What you should do
Leave the pictures out, and retype all of the material exactly as written.

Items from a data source

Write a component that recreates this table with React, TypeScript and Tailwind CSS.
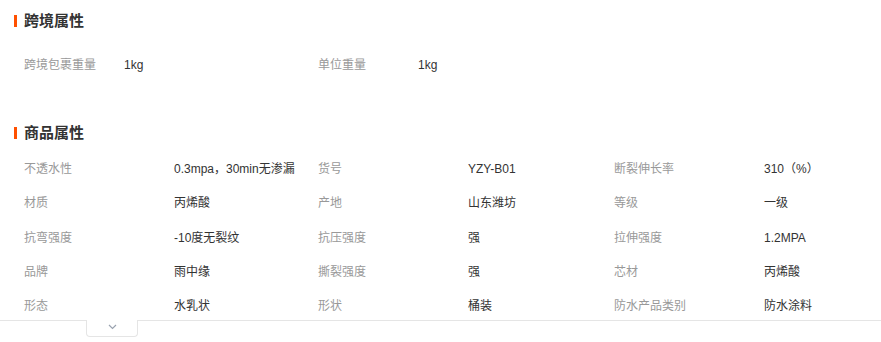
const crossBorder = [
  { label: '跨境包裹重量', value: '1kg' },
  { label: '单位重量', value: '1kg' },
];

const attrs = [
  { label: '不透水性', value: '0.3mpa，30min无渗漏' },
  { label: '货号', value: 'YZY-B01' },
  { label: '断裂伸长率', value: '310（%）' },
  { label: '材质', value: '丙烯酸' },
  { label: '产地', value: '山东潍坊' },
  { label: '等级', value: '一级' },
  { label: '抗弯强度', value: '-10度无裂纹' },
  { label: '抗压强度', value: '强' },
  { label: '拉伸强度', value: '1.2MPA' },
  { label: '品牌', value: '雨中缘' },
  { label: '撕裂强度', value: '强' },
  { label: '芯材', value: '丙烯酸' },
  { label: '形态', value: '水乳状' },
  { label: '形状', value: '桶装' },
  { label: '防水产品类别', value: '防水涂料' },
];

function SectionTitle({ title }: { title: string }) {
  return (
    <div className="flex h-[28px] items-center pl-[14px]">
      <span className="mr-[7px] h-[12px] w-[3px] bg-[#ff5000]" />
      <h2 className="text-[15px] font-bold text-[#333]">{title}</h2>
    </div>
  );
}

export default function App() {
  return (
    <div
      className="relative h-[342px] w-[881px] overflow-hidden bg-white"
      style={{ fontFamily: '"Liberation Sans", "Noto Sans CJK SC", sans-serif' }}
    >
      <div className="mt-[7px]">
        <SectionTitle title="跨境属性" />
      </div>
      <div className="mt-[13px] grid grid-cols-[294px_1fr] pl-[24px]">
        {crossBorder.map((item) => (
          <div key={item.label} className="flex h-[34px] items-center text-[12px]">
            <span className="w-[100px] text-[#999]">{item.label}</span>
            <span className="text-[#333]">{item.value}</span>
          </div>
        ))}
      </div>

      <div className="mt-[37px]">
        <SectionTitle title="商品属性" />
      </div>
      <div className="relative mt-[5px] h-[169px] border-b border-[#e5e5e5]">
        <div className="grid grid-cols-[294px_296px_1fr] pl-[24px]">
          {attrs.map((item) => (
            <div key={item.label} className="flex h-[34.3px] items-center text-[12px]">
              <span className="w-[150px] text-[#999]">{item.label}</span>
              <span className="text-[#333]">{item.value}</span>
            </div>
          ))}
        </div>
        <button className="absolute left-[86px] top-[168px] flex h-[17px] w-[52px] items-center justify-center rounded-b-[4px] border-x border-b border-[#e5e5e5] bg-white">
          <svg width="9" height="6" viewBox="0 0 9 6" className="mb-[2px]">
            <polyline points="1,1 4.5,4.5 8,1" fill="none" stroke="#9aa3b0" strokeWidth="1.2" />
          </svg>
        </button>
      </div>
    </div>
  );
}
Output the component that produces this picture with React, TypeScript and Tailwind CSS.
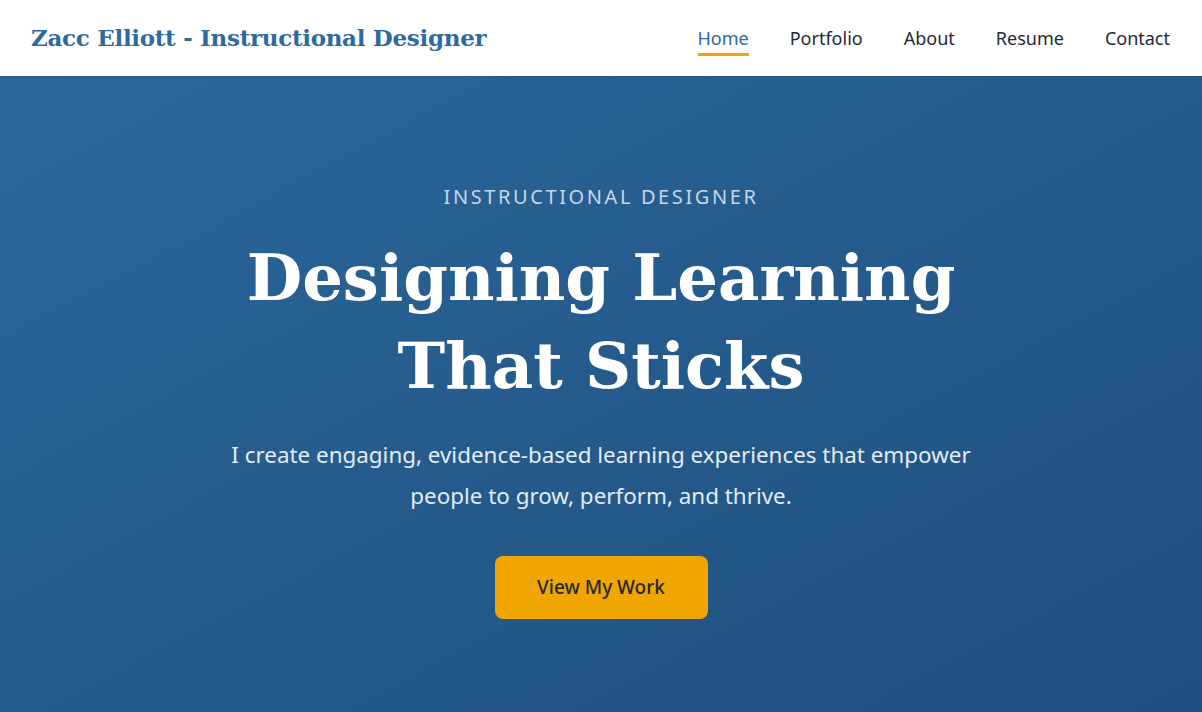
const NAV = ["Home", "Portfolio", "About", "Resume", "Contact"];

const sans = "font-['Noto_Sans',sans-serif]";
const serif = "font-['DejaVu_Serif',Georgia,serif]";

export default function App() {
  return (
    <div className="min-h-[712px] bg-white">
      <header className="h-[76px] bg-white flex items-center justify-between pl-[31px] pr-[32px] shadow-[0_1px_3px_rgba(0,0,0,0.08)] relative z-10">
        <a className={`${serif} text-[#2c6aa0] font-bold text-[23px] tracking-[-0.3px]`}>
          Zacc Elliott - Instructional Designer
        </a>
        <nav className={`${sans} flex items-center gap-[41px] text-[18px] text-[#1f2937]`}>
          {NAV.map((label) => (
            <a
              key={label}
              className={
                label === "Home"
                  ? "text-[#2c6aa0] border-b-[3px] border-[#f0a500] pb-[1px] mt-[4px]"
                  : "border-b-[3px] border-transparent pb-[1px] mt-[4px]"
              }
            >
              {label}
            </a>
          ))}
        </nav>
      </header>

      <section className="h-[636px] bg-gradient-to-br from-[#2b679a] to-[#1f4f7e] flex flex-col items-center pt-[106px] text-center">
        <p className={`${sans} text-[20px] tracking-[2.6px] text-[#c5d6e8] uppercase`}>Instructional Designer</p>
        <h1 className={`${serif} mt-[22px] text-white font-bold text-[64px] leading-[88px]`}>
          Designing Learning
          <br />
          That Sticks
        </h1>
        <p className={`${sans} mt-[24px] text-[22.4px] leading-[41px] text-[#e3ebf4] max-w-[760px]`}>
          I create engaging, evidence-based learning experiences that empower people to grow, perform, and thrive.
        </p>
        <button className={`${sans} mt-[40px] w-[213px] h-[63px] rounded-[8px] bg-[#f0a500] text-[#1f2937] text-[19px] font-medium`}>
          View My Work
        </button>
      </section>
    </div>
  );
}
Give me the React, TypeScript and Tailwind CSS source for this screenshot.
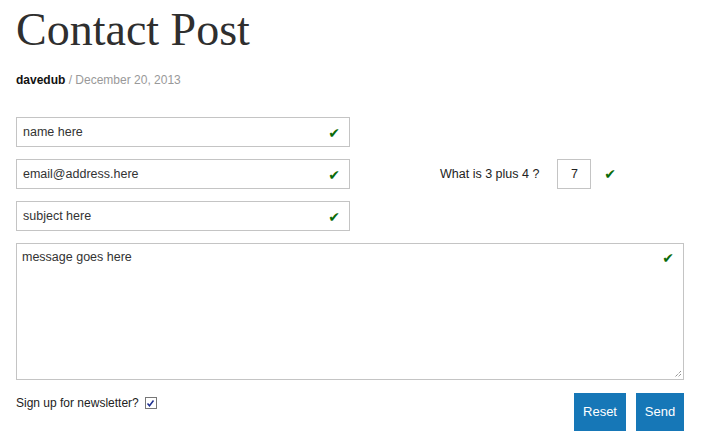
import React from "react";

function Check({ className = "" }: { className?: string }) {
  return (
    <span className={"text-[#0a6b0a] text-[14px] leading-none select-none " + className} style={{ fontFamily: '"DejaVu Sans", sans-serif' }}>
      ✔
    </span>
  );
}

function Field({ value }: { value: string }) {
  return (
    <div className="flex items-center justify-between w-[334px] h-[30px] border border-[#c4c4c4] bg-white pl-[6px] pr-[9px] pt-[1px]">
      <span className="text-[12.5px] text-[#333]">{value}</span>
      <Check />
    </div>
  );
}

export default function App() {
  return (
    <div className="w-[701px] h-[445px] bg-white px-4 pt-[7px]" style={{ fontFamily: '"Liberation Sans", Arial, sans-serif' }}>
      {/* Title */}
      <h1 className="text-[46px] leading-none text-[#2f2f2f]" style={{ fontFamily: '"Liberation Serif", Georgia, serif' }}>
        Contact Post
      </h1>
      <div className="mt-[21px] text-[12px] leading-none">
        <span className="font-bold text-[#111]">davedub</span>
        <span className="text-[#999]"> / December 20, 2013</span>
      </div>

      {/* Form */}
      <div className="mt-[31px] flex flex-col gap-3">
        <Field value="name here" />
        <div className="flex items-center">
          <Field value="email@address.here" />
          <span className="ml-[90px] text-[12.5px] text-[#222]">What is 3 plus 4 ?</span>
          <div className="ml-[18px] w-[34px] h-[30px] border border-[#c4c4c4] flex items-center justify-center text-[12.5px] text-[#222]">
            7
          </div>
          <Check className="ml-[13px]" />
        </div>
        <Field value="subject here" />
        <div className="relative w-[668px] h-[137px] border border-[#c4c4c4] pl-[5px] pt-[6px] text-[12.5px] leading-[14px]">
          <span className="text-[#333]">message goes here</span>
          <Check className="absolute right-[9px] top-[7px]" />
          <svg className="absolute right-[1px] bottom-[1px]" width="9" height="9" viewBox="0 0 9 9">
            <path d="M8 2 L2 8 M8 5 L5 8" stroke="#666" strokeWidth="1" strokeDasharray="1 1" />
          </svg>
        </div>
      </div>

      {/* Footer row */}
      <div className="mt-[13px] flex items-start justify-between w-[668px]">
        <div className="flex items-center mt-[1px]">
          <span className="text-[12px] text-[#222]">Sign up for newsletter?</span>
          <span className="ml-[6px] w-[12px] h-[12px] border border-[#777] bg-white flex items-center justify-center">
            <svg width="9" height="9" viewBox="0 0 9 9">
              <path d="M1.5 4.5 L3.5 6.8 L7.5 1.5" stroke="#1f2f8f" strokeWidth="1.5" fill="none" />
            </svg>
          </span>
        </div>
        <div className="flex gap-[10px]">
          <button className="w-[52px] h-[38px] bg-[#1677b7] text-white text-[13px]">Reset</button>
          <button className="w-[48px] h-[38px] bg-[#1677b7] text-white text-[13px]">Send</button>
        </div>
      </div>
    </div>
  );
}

Result
Write a component that recreates this table with React, TypeScript and Tailwind CSS.
const crossBorder = [
  { label: '跨境包裹重量', value: '1kg' },
  { label: '单位重量', value: '1kg' },
];

const attrs = [
  { label: '不透水性', value: '0.3mpa，30min无渗漏' },
  { label: '货号', value: 'YZY-B01' },
  { label: '断裂伸长率', value: '310（%）' },
  { label: '材质', value: '丙烯酸' },
  { label: '产地', value: '山东潍坊' },
  { label: '等级', value: '一级' },
  { label: '抗弯强度', value: '-10度无裂纹' },
  { label: '抗压强度', value: '强' },
  { label: '拉伸强度', value: '1.2MPA' },
  { label: '品牌', value: '雨中缘' },
  { label: '撕裂强度', value: '强' },
  { label: '芯材', value: '丙烯酸' },
  { label: '形态', value: '水乳状' },
  { label: '形状', value: '桶装' },
  { label: '防水产品类别', value: '防水涂料' },
];

function SectionTitle({ title }: { title: string }) {
  return (
    <div className="flex h-[28px] items-center pl-[14px]">
      <span className="mr-[7px] h-[12px] w-[3px] bg-[#ff5000]" />
      <h2 className="text-[15px] font-bold text-[#333]">{title}</h2>
    </div>
  );
}

export default function App() {
  return (
    <div
      className="relative h-[342px] w-[881px] overflow-hidden bg-white"
      style={{ fontFamily: '"Liberation Sans", "Noto Sans CJK SC", sans-serif' }}
    >
      <div className="mt-[7px]">
        <SectionTitle title="跨境属性" />
      </div>
      <div className="mt-[13px] grid grid-cols-[294px_1fr] pl-[24px]">
        {crossBorder.map((item) => (
          <div key={item.label} className="flex h-[34px] items-center text-[12px]">
            <span className="w-[100px] text-[#999]">{item.label}</span>
            <span className="text-[#333]">{item.value}</span>
          </div>
        ))}
      </div>

      <div className="mt-[37px]">
        <SectionTitle title="商品属性" />
      </div>
      <div className="relative mt-[5px] h-[169px] border-b border-[#e5e5e5]">
        <div className="grid grid-cols-[294px_296px_1fr] pl-[24px]">
          {attrs.map((item) => (
            <div key={item.label} className="flex h-[34.3px] items-center text-[12px]">
              <span className="w-[150px] text-[#999]">{item.label}</span>
              <span className="text-[#333]">{item.value}</span>
            </div>
          ))}
        </div>
        <button className="absolute left-[86px] top-[168px] flex h-[17px] w-[52px] items-center justify-center rounded-b-[4px] border-x border-b border-[#e5e5e5] bg-white">
          <svg width="9" height="6" viewBox="0 0 9 6" className="mb-[2px]">
            <polyline points="1,1 4.5,4.5 8,1" fill="none" stroke="#9aa3b0" strokeWidth="1.2" />
          </svg>
        </button>
      </div>
    </div>
  );
}
Output the component that produces this picture with React, TypeScript and Tailwind CSS.
const NAV = ["Home", "Portfolio", "About", "Resume", "Contact"];

const sans = "font-['Noto_Sans',sans-serif]";
const serif = "font-['DejaVu_Serif',Georgia,serif]";

export default function App() {
  return (
    <div className="min-h-[712px] bg-white">
      <header className="h-[76px] bg-white flex items-center justify-between pl-[31px] pr-[32px] shadow-[0_1px_3px_rgba(0,0,0,0.08)] relative z-10">
        <a className={`${serif} text-[#2c6aa0] font-bold text-[23px] tracking-[-0.3px]`}>
          Zacc Elliott - Instructional Designer
        </a>
        <nav className={`${sans} flex items-center gap-[41px] text-[18px] text-[#1f2937]`}>
          {NAV.map((label) => (
            <a
              key={label}
              className={
                label === "Home"
                  ? "text-[#2c6aa0] border-b-[3px] border-[#f0a500] pb-[1px] mt-[4px]"
                  : "border-b-[3px] border-transparent pb-[1px] mt-[4px]"
              }
            >
              {label}
            </a>
          ))}
        </nav>
      </header>

      <section className="h-[636px] bg-gradient-to-br from-[#2b679a] to-[#1f4f7e] flex flex-col items-center pt-[106px] text-center">
        <p className={`${sans} text-[20px] tracking-[2.6px] text-[#c5d6e8] uppercase`}>Instructional Designer</p>
        <h1 className={`${serif} mt-[22px] text-white font-bold text-[64px] leading-[88px]`}>
          Designing Learning
          <br />
          That Sticks
        </h1>
        <p className={`${sans} mt-[24px] text-[22.4px] leading-[41px] text-[#e3ebf4] max-w-[760px]`}>
          I create engaging, evidence-based learning experiences that empower people to grow, perform, and thrive.
        </p>
        <button className={`${sans} mt-[40px] w-[213px] h-[63px] rounded-[8px] bg-[#f0a500] text-[#1f2937] text-[19px] font-medium`}>
          View My Work
        </button>
      </section>
    </div>
  );
}
Give me the React, TypeScript and Tailwind CSS source for this screenshot.
import React from "react";

function Check({ className = "" }: { className?: string }) {
  return (
    <span className={"text-[#0a6b0a] text-[14px] leading-none select-none " + className} style={{ fontFamily: '"DejaVu Sans", sans-serif' }}>
      ✔
    </span>
  );
}

function Field({ value }: { value: string }) {
  return (
    <div className="flex items-center justify-between w-[334px] h-[30px] border border-[#c4c4c4] bg-white pl-[6px] pr-[9px] pt-[1px]">
      <span className="text-[12.5px] text-[#333]">{value}</span>
      <Check />
    </div>
  );
}

export default function App() {
  return (
    <div className="w-[701px] h-[445px] bg-white px-4 pt-[7px]" style={{ fontFamily: '"Liberation Sans", Arial, sans-serif' }}>
      {/* Title */}
      <h1 className="text-[46px] leading-none text-[#2f2f2f]" style={{ fontFamily: '"Liberation Serif", Georgia, serif' }}>
        Contact Post
      </h1>
      <div className="mt-[21px] text-[12px] leading-none">
        <span className="font-bold text-[#111]">davedub</span>
        <span className="text-[#999]"> / December 20, 2013</span>
      </div>

      {/* Form */}
      <div className="mt-[31px] flex flex-col gap-3">
        <Field value="name here" />
        <div className="flex items-center">
          <Field value="email@address.here" />
          <span className="ml-[90px] text-[12.5px] text-[#222]">What is 3 plus 4 ?</span>
          <div className="ml-[18px] w-[34px] h-[30px] border border-[#c4c4c4] flex items-center justify-center text-[12.5px] text-[#222]">
            7
          </div>
          <Check className="ml-[13px]" />
        </div>
        <Field value="subject here" />
        <div className="relative w-[668px] h-[137px] border border-[#c4c4c4] pl-[5px] pt-[6px] text-[12.5px] leading-[14px]">
          <span className="text-[#333]">message goes here</span>
          <Check className="absolute right-[9px] top-[7px]" />
          <svg className="absolute right-[1px] bottom-[1px]" width="9" height="9" viewBox="0 0 9 9">
            <path d="M8 2 L2 8 M8 5 L5 8" stroke="#666" strokeWidth="1" strokeDasharray="1 1" />
          </svg>
        </div>
      </div>

      {/* Footer row */}
      <div className="mt-[13px] flex items-start justify-between w-[668px]">
        <div className="flex items-center mt-[1px]">
          <span className="text-[12px] text-[#222]">Sign up for newsletter?</span>
          <span className="ml-[6px] w-[12px] h-[12px] border border-[#777] bg-white flex items-center justify-center">
            <svg width="9" height="9" viewBox="0 0 9 9">
              <path d="M1.5 4.5 L3.5 6.8 L7.5 1.5" stroke="#1f2f8f" strokeWidth="1.5" fill="none" />
            </svg>
          </span>
        </div>
        <div className="flex gap-[10px]">
          <button className="w-[52px] h-[38px] bg-[#1677b7] text-white text-[13px]">Reset</button>
          <button className="w-[48px] h-[38px] bg-[#1677b7] text-white text-[13px]">Send</button>
        </div>
      </div>
    </div>
  );
}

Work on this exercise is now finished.